Misschien dat dat lukt als ik even ga zitten. Maar op de tweezitsbank die ik daarvoor geschikt acht, ligt de hond. Dat is niet te zien, maar dat stel ik proefondervindelijk vast. Tastend met mijn hand voel ik iets dat op een achterwerk lijkt, en helemaal aan de andere kant beroer ik een natte neus. Een hond met de spanwijdte van een Vliegende Deur. Van gekwispel is geen sprake. Mevrouw slaapt en wenst niet gestoord te worden.

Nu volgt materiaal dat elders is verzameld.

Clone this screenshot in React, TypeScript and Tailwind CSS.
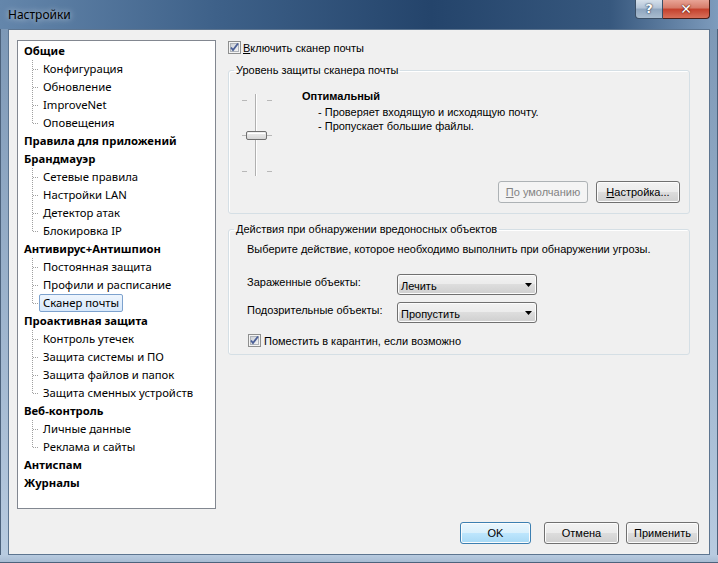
import React from "react";

type Group = { title: string; children: string[] };

const tree: Group[] = [
  { title: "Общие", children: ["Конфигурация", "Обновление", "ImproveNet", "Оповещения"] },
  { title: "Правила для приложений", children: [] },
  { title: "Брандмауэр", children: ["Сетевые правила", "Настройки LAN", "Детектор атак", "Блокировка IP"] },
  { title: "Антивирус+Антишпион", children: ["Постоянная защита", "Профили и расписание", "Сканер почты"] },
  {
    title: "Проактивная защита",
    children: ["Контроль утечек", "Защита системы и ПО", "Защита файлов и папок", "Защита сменных устройств"],
  },
  { title: "Веб-контроль", children: ["Личные данные", "Реклама и сайты"] },
  { title: "Антиспам", children: [] },
  { title: "Журналы", children: [] },
];

const Connector = ({ last }: { last: boolean }) => (
  <svg width="7" height="18" className="shrink-0" shapeRendering="crispEdges">
    <line x1="0.5" y1="0" x2="0.5" y2={last ? 10 : 18} stroke="#a0a0a0" strokeDasharray="1 1" />
    <line x1="1" y1="9.5" x2="7" y2="9.5" stroke="#a0a0a0" strokeDasharray="1 1" />
  </svg>
);

const CheckBox = () => (
  <svg width="13" height="13" className="shrink-0" shapeRendering="crispEdges">
    <defs>
      <linearGradient id="cbfill" x1="0" y1="0" x2="1" y2="1">
        <stop offset="0" stopColor="#cbcfd5" />
        <stop offset="1" stopColor="#f6f6f6" />
      </linearGradient>
    </defs>
    <rect x="0.5" y="0.5" width="12" height="12" fill="#f4f4f4" stroke="#8e8f8f" />
    <rect x="2.5" y="2.5" width="8" height="8" fill="url(#cbfill)" stroke="#aeb3b9" />
    <path d="M3 6.5 L5 9 L10 2.5" fill="none" stroke="#4a5f97" strokeWidth="1.8" shapeRendering="auto" />
  </svg>
);

const btn =
  "h-[22px] flex items-center justify-center rounded-[3px] border border-[#707070] bg-[linear-gradient(#f2f2f2_0%,#ebebeb_50%,#dddddd_50%,#cfcfcf_100%)] shadow-[inset_0_0_0_1px_#fcfcfc] text-black";

const Select = ({ value }: { value: string }) => (
  <div className="w-[140px] h-[21px] flex items-center justify-between rounded-[3px] border border-[#707070] bg-[linear-gradient(#f2f2f2_0%,#ebebeb_50%,#dddddd_50%,#cfcfcf_100%)] shadow-[inset_0_0_0_1px_#fcfcfc] pl-[3px] pr-[4px]">
    <span className="pt-[2px]">{value}</span>
    <svg width="7" height="4">
      <path d="M0 0 H7 L3.5 4 Z" fill="#000" />
    </svg>
  </div>
);

const Slider = () => (
  <svg width="40" height="90" className="shrink-0" shapeRendering="crispEdges">
    <defs>
      <linearGradient id="thumb" x1="0" y1="0" x2="0" y2="1">
        <stop offset="0" stopColor="#f2f2f2" />
        <stop offset="1" stopColor="#d4d4d4" />
      </linearGradient>
    </defs>
    <line x1="17.5" y1="4" x2="17.5" y2="86" stroke="#b0b0b0" />
    <line x1="18.5" y1="4" x2="18.5" y2="86" stroke="#ffffff" />
    {[10, 45, 81].map((y) => (
      <g key={y}>
        <line x1="4" y1={y + 0.5} x2="9" y2={y + 0.5} stroke="#b8b8b8" />
        <line x1="29" y1={y + 0.5} x2="34" y2={y + 0.5} stroke="#b8b8b8" />
      </g>
    ))}
    <rect x="8.5" y="41.5" width="20" height="8" rx="1.5" fill="url(#thumb)" stroke="#707070" shapeRendering="auto" />
    <line x1="10" y1="43.5" x2="27" y2="43.5" stroke="#ffffff" />
  </svg>
);

export default function App() {
  return (
    <div className="w-[718px] h-[563px] flex flex-col overflow-hidden bg-[#9fb6cf] font-['Liberation_Sans',Arial,sans-serif] text-[11px] leading-[14px] text-black">
      {/* title bar */}
      <div className="h-[29px] shrink-0 flex items-start justify-between bg-[linear-gradient(90deg,#6486ab_0%,#3e6189_30%,#24446b_60%,#37587e_85%,#7e9cbd_100%)]">
        <div className="h-[29px] flex items-center pl-[8px] font-['Noto_Sans',sans-serif] text-[12px] [text-shadow:0_0_6px_rgba(255,255,255,0.8)]">
          Настройки
        </div>
        <div className="flex mr-[8px]">
          <div className="w-[28px] h-[19px] flex items-center justify-center rounded-bl-[4px] border border-t-0 border-[#3b4f66] bg-[linear-gradient(#d5e0eb_0%,#b2c3d6_45%,#8ea5be_50%,#a9bccf_100%)] text-white font-bold text-[13px] font-['DejaVu_Sans',sans-serif] [text-shadow:0_0_2px_#23344a,0_0_1px_#23344a]">
            ?
          </div>
          <div className="w-[47px] h-[19px] flex items-center justify-center rounded-br-[4px] border border-t-0 border-l-0 border-[#4a1f1a] bg-[linear-gradient(#e8a496_0%,#d67a68_45%,#c4402c_50%,#d8705a_100%)] text-white font-bold text-[14px] font-['DejaVu_Sans',sans-serif] [text-shadow:0_0_2px_#5a150c,0_0_1px_#5a150c]">
            ✕
          </div>
        </div>
      </div>

      {/* frame + client */}
      <div className="flex flex-1 min-h-0">
        <div className="w-[8px] shrink-0 bg-[linear-gradient(#7d98b6,#b8cbe0)] border-l border-[#4c627c]" />
        <div className="flex-1 flex flex-col bg-[#f0f0f0] border border-[#5d7590]">
          <div className="flex pt-[10px] pl-[8px]">
            {/* tree */}
            <div className="w-[199px] h-[469px] shrink-0 border border-[#828790] bg-white pl-[6px] pt-[1px] font-['Noto_Sans',sans-serif] text-[11.3px] leading-[18px]">
              {tree.map((g) => (
                <div key={g.title}>
                  <div className="h-[18px] font-bold">{g.title}</div>
                  {g.children.map((c, i) => (
                    <div key={c} className="h-[18px] flex">
                      <div className="w-[8px] shrink-0" />
                      <Connector last={i === g.children.length - 1} />
                      <span
                        className={
                          c === "Сканер почты"
                            ? "h-[18px] px-[3px] border border-[#7da2ce] rounded-[2px] bg-[linear-gradient(#eef5fd,#d7e8fb)] leading-[16px]"
                            : "h-[18px] px-[3px] border border-transparent leading-[16px]"
                        }
                      >
                        {c}
                      </span>
                    </div>
                  ))}
                </div>
              ))}
            </div>

            {/* right panel */}
            <div className="w-[462px] ml-[12px] flex flex-col">
              <div className="mt-[1px] h-[13px] flex items-center gap-[2px]">
                <CheckBox />
                <span>
                  <u>В</u>ключить сканер почты
                </span>
              </div>

              <fieldset className="mt-[9px] border border-[#d5dfe5] rounded-[3px] shadow-[inset_1px_1px_0_#fff]">
                <legend className="ml-[5px] px-[2px]">Уровень защиты сканера почты</legend>
                <div className="h-[136px] flex flex-col">
                  <div className="flex pt-[12px]">
                    <div className="ml-[9px] mt-[1px]">
                      <Slider />
                    </div>
                    <div className="ml-[24px] flex flex-col">
                      <div className="font-bold">Оптимальный</div>
                      <div className="pl-[16px] mt-[2px]">- Проверяет входящую и исходящую почту.</div>
                      <div className="pl-[16px]">- Пропускает большие файлы.</div>
                    </div>
                  </div>
                  <div className="mt-auto flex justify-end gap-[8px] pr-[9px] pb-[10px]">
                    <div className="w-[90px] h-[22px] flex items-center justify-center rounded-[3px] border border-[#adb2b5] bg-[#f4f4f4] text-[#838383]">
                      <span>
                        <u>П</u>о умолчанию
                      </span>
                    </div>
                    <div className={`w-[84px] ${btn}`}>
                      <span>
                        <u>Н</u>астройка...
                      </span>
                    </div>
                  </div>
                </div>
              </fieldset>

              <fieldset className="mt-[8px] border border-[#d5dfe5] rounded-[3px] shadow-[inset_1px_1px_0_#fff]">
                <legend className="ml-[5px] px-[2px]">Действия при обнаружении вредоносных объектов</legend>
                <div className="flex flex-col pl-[18px] pt-[6px] pb-[7px]">
                  <div>Выберите действие, которое необходимо выполнить при обнаружении угрозы.</div>
                  <div className="mt-[18px] flex items-start">
                    <span className="w-[150px] pt-[1px]">Зараженные объекты:</span>
                    <Select value="Лечить" />
                  </div>
                  <div className="mt-[7px] flex items-start">
                    <span className="w-[150px] pt-[1px]">Подозрительные объекты:</span>
                    <Select value="Пропустить" />
                  </div>
                  <div className="mt-[11px] ml-[1px] h-[13px] flex items-center gap-[3px]">
                    <CheckBox />
                    <span>Поместить в карантин, если возможно</span>
                  </div>
                </div>
              </fieldset>
            </div>
          </div>

          {/* bottom buttons */}
          <div className="mt-auto mb-[10px] flex justify-end pr-[10px]">
            <div className="w-[71px] h-[22px] flex items-center justify-center rounded-[3px] border border-[#3c7fb1] bg-[linear-gradient(#eaf6fd_0%,#d9f0fc_50%,#bee6fd_50%,#a7d9f5_100%)] shadow-[inset_0_0_0_1px_#fcfcfc]">
              OK
            </div>
            <div className={`ml-[13px] w-[75px] ${btn}`}>Отмена</div>
            <div className={`ml-[7px] w-[73px] ${btn}`}>Применить</div>
          </div>
        </div>
        <div className="w-[8px] shrink-0 bg-[linear-gradient(#7d98b6,#b8cbe0)] border-r border-[#4c627c]" />
      </div>
      <div className="h-[8px] shrink-0 bg-[linear-gradient(#b8cbe0,#a8bcd3)] border-b border-[#4c627c]" />
    </div>
  );
}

Omdat ik geen zin heb in gesjor en getrek aan een onwillig huisdier, zijg ik neer op de comfortabele stoel die naast de bank staat…

Nog voordat ik helemaal ben uitgezegen beweegt er onder mij iets, er klinkt een gegil alsof Barbra Streisand en Lucille Ball elkaar een poot uitdraaien, een geluid dat goed past bij de felle pijn die ik ineens in mijn rechter dijbeen voel. Ik roep AU! en iets onwelvoeglijks, de hond blaft en onder mij schiet iets wolligs van de stoel af. Over mijn been wrijvend constateer ik verontwaardigd dat het de kat is, die normaal gesproken rond dit uur buiten is, op muizenjacht. Om zijn misnoegen kenbaar te maken heeft hij zijn lieve jachtgereedschap in mijn been geplant.

Verwilderd sta ik in de kamer, met een hartslag die ver uitstijgt boven de normen en waarden die onze zo veelgeprezen vorige premier ons oplegde. Met nu zowel maag- als hartklachten momper ik wat terug naar mijn vrouw, die in de belendende slaapkamer haar beklag doet over zoveel herrie. Net als ik wil gaan zitten plopt buiten de waaklamp aan. Ik trek de gordijnen wat open en zie tot mijn ontsteltenis een olifant op de oprit staan. Met een hele lange snuit. En voordat ik goed weet wat er gebeurt, blaast ie dit verhaaltje… uit!